LIDAR systems are known to be utilized in a number of different arrangements including, but not limited to, “radar guns” as used by police to monitor traffic speeds, ground-based surveying, underwater scanning, airborne geo-mapping arrangements, aerosol monitoring, and the like. LIDAR systems may operate on the basis of various types of optical output signals, including continuous wave (CW) Doppler, pulsed Doppler, CW phase-shift keying (CW-PSK), pulsed PSK, and the like. In one exemplary arrangement, the LIDAR device emits a short pulse of infrared light that is directed in a narrow beam toward a selected target. The light pulse strikes the target and is typically reflected back towards the LIDAR device. This return energy is then captured by an optical receiving element and converted from light energy to an electrical signal. A high speed clock is used to determine the total trip time, which can then be used to calculate the range to the target. For speed calculations, multiple ranges are taken and the change in range over a short period of time is determined. Typically, police LIDAR speed guns and survey range finders use stripe array laser diode emitters to emit the pulse of infrared energy required to measure the distance to targets at significant ranges. The maximum range that a system can achieve is proportional to the amount of energy emitted per pulse by the laser. The amount of energy that is emitted from these lasers is typically limited by the laser safety regulations of the country where the LIDAR units are sold, impacting the maximum range over which these devices may be used.
LIDAR units are also starting to be used in automotive applications for driver assistance situations.
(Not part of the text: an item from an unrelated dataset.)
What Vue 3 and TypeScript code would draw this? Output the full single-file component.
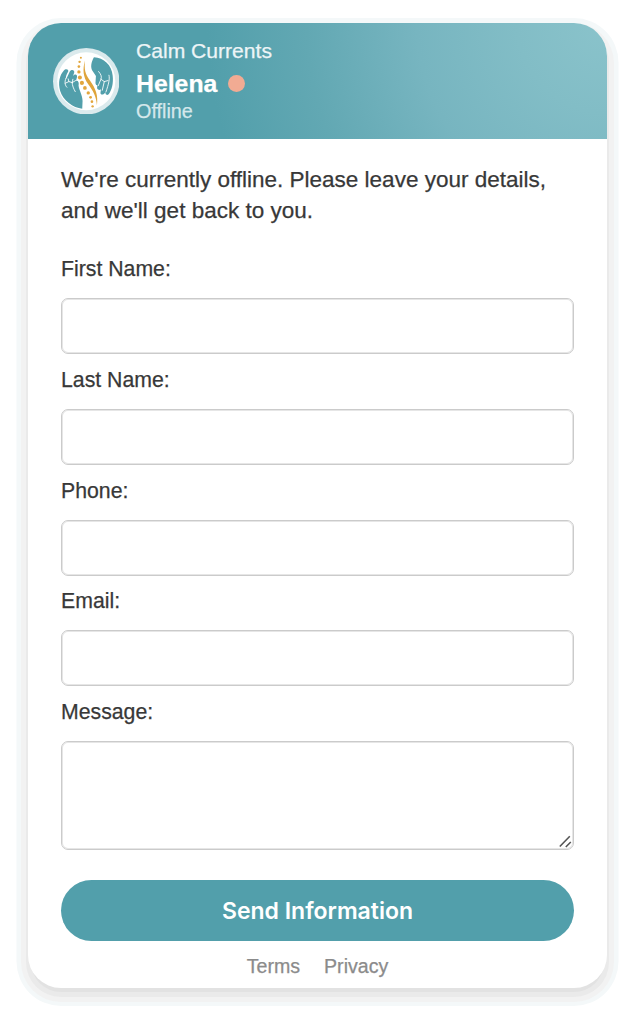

Typically, these units have a range and field of view to detect objects, such as other automobiles, at an appropriate distance to take any necessary action, such as warning the driver or changing the speed of the automobile. In order to obtain the required field of view, prior art systems use two methods. One prior art LIDAR system consists of a phased array, which consists of several optical transmitting elements whose relative phase is adjusted to create a radiation pattern of constructive and destructive optical waves, forming a beam that can be electronically steered, by adjusting the phases of the individual optical transmitting elements. This phased array system is generally too expensive for use in the automotive environment.
In another arrangement, aerosol LIDAR systems may be used to detect aerosol clouds that may include biological weapon agents. In this case, multiple laser sources are used, operating at different wavelengths, to generate a large set of optical scattering data that is used to develop a “signature” of the aerosol and ascertain its chemical content. However, present technologies, owing to the complexity and laser power levels required for aerosol LIDAR, are limited in range and not well-suited for an in-the-field, portable detection system.
In these and other environments, therefore, a need remains for a LIDAR system that is relatively compact and portable, yet sufficiently precise for more complex applications.